Down near the waterline, in third class, professional chaperones provide support and protection for unaccompanied women and children from far-flung parts of Europe. This morning the chaperone is organising hot seawater baths for some of her reluctant charges, a welcome opportunity for them to bathe in privacy and to wash their clothes. All the women travelling in third class are economic migrants, and the luckier ones are making the voyage with their families, neighbours or friends. Some already have a ‘stepping stone’, relatives who can help them get established on the new continent. The teenage daughter of a crofter from the Scottish island of Lewis, with older sisters already settled in New York, is eminently eligible for a visa to work as a domestic servant. Two brothers and a sister have secured employment on a farm in rural Michigan; their wages will eventually enable their hard-pressed family back home to escape the economic ruin of 1920s Germany.

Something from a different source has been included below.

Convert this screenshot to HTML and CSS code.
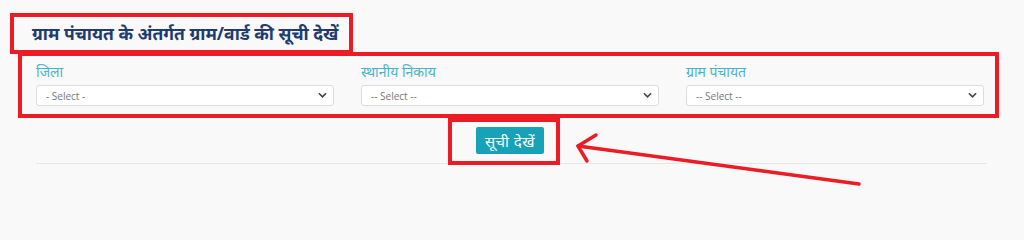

On this summer morning the oil-fired ocean liner is heading west at an impressive rate, covering 500 miles a day, steaming from the Old World to the New. These 2,500 souls from all over Europe – passengers of many classes, creeds and countries, and the ‘ship’s company’: all the crew and staff, male and female – are under the omnipotent command of the captain while they are under way. Though it is one of the largest man-made moving objects on the planet, the liner is dwarfed by the ocean, and is totally alone on a vast and open sea. Anyone standing high enough on the very top deck, and rotating 360 degrees, would see nothing more than a slightly curving panorama of completely empty horizon, a daunting prospect for the agoraphobic.

But for the women on board the ocean liner, the great ship offers hope, opportunity, romance. Whether they are travelling for leisure or pleasure, by virtue of their celebrity or to preserve their anonymity, as matrons, migrants or millionairesses, as passengers or staff, the journey they undertake will change their lives for ever.